• **Prompt**
Determine how many lines below hold the string "styled". Reply with the number alone.

• **Data for processing**
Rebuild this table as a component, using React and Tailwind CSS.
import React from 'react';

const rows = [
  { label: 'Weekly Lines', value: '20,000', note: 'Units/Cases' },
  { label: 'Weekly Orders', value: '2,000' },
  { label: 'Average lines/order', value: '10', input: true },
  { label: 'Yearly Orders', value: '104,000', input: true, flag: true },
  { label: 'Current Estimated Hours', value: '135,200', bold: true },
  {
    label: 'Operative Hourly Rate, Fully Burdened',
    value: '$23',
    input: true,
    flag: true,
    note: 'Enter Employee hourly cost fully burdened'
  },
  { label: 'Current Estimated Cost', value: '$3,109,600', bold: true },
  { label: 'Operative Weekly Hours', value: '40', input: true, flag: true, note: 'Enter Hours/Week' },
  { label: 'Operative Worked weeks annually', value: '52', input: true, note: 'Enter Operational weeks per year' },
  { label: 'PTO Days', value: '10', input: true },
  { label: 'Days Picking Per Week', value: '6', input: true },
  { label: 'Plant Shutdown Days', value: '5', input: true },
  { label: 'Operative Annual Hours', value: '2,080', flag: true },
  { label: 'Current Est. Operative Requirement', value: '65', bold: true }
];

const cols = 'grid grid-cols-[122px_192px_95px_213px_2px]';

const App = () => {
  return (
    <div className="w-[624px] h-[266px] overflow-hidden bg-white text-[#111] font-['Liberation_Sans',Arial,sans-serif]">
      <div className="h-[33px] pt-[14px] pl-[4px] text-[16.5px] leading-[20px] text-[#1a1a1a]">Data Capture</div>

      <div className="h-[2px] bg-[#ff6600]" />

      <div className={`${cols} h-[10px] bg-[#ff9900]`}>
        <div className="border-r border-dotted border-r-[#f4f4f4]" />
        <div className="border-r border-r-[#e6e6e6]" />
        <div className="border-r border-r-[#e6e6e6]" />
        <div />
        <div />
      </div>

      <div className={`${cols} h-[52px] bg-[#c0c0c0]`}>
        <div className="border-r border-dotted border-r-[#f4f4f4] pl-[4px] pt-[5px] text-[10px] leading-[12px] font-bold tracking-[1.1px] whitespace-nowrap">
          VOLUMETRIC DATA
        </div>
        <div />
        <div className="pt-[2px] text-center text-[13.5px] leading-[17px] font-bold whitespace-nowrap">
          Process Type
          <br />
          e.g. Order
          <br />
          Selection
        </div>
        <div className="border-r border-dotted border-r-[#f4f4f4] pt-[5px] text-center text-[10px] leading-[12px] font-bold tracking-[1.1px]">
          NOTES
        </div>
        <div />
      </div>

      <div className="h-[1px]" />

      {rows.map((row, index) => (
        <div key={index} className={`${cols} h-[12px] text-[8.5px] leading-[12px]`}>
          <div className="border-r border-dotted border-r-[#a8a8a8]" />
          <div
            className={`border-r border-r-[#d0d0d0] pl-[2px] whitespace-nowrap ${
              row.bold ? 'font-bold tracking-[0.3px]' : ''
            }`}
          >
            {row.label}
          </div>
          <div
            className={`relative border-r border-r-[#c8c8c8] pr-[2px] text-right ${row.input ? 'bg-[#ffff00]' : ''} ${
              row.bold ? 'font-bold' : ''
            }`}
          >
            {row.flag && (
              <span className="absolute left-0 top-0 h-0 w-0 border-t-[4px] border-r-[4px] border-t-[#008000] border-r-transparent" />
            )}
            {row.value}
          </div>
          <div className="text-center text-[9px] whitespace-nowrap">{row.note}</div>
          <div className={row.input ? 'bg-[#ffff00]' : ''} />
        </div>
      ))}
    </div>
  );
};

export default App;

--

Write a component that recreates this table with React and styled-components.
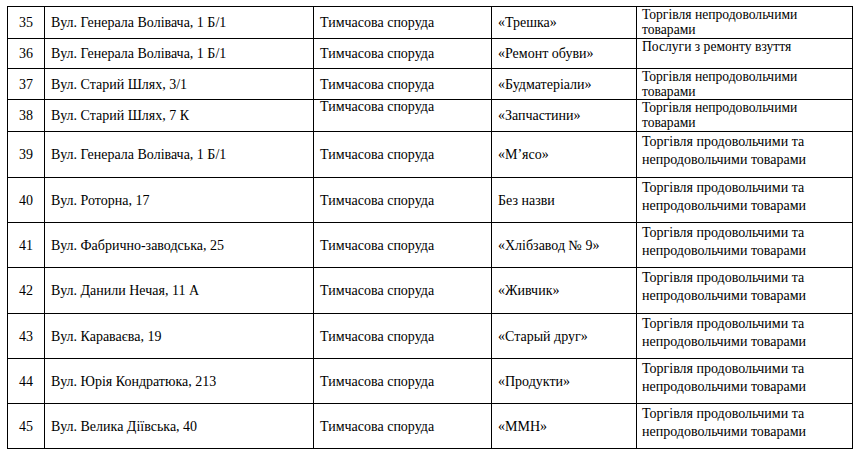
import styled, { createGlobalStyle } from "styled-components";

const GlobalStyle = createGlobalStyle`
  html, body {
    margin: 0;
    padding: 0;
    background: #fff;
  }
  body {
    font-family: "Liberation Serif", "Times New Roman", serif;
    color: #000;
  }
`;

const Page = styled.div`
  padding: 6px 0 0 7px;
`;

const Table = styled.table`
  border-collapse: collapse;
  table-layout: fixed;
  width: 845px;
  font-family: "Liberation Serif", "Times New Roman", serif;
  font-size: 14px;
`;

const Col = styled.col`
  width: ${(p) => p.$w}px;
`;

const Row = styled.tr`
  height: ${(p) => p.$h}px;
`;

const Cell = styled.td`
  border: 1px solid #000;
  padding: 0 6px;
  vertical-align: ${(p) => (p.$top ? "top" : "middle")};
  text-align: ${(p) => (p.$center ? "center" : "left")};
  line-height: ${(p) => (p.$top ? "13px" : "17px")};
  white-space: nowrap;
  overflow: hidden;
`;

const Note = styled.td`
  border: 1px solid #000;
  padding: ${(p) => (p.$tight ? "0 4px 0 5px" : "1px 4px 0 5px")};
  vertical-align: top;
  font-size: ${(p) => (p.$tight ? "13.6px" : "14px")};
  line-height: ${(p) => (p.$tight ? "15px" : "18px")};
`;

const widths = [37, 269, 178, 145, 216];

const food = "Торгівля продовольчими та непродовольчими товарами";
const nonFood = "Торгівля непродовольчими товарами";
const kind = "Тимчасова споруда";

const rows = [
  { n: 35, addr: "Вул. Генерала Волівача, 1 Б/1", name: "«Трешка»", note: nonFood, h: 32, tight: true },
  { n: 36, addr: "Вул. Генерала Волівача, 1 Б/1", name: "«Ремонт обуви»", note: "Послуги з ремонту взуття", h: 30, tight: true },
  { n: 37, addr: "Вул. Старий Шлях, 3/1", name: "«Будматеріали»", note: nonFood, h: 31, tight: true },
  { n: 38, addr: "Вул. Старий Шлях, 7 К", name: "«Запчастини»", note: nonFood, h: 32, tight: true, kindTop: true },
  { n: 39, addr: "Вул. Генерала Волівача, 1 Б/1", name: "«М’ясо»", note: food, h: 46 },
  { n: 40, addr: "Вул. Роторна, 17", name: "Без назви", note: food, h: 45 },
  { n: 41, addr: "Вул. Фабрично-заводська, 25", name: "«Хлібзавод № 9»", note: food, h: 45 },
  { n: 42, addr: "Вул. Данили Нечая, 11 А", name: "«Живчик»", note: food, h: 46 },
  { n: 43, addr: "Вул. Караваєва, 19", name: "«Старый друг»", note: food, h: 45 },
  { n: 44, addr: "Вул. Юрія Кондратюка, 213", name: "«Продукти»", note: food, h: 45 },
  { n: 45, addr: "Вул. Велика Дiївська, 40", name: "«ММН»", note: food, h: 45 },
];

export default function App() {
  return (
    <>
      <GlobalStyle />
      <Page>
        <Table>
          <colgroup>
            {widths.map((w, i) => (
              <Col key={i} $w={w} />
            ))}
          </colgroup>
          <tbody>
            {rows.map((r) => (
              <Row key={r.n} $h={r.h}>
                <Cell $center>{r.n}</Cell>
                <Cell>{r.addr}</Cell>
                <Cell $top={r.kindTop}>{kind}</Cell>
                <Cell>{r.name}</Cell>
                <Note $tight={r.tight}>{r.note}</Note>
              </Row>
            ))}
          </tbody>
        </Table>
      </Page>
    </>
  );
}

• **Exercise answer**
8